Recognizing the name Aung San in the novel, I was surprised that General Aung San, the father of the current leader of Burma’s independence movement, Nobel prize winner Aung San Suu Kyi, was written as not the saintly national hero often depicted – as is his daughter – but a ruthless, conniving politician, choosing the expedient path to power.

Craig’s story exposes yet another horror of inhumanity in the world.  Like Pachinko, Miss Burma offers hope through today’s successful generations, and confirms a history that serves not only as a caution but also as reminder to learn and not be forgotten.

The storyline is complicated but well outlined in Emma Larkin’s review for the New York Times, Bringing One of Burma’s Lost Histories to Life.

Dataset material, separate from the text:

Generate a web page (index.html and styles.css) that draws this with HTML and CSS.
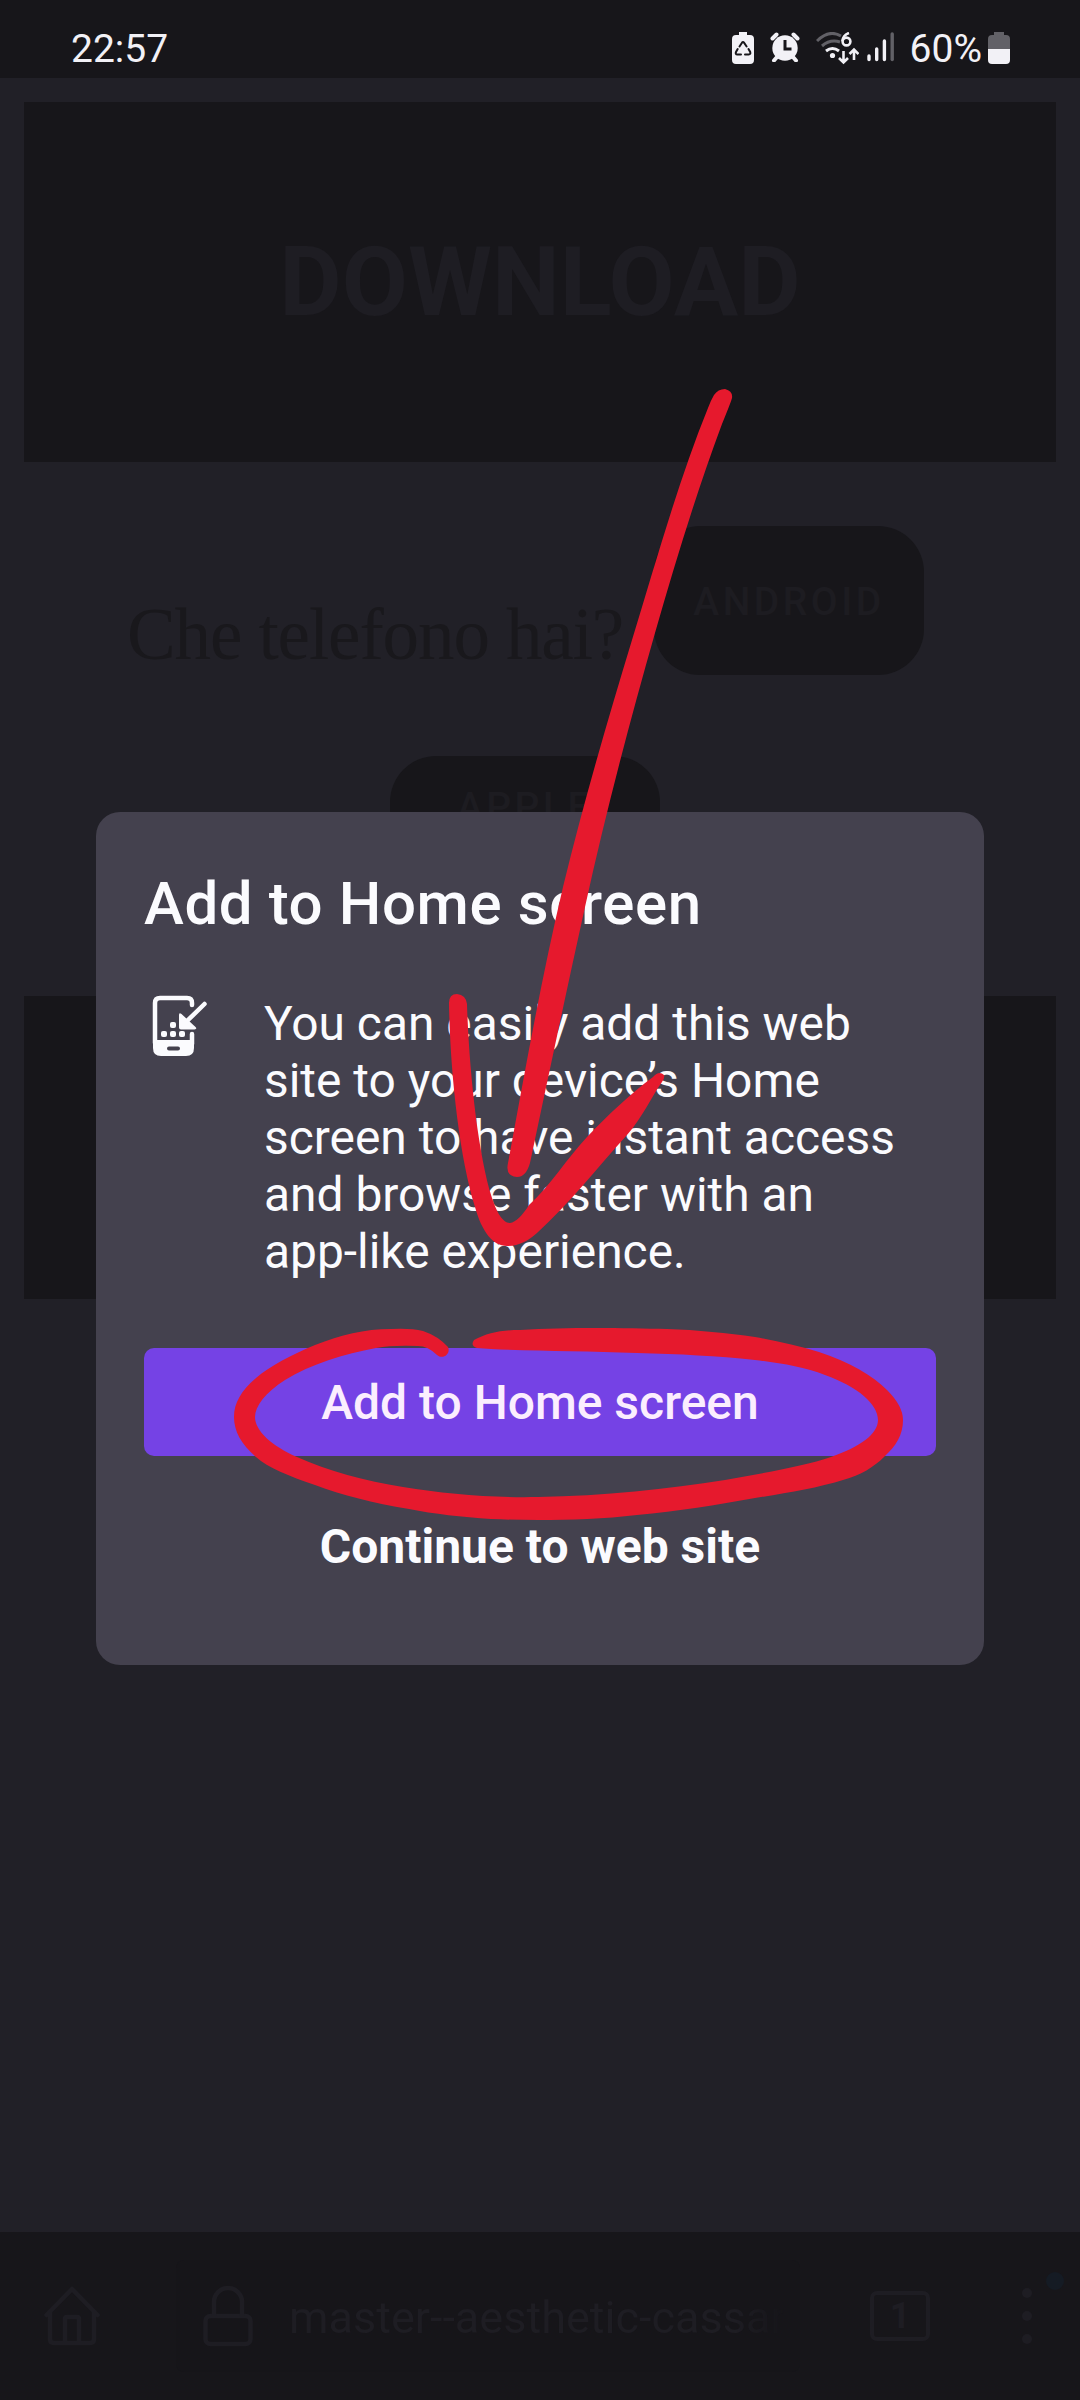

I continue to read this wordy and sometimes disjointed narrative, learning as I read, and urged on by Larkin’s encouragement:

“If at times the doling out of history lessons feels a tad heavy-handed, with characters occasionally succumbing to soliloquy or unlikely moments of narrative self-awareness, it is ultimately forgivable: The context in which “Miss Burma” is set is not part of a common well of knowledge. By resurrecting voices that are seldom heard on a wider stage, Craig’s novel rescues Benny from his own foretelling of oblivion and brings one of Burma’s many lost histories to vivid life.”

Related Review:  Pachinko

Note:  I finally finished Miss Burma – not at all as engaging as Pachinko.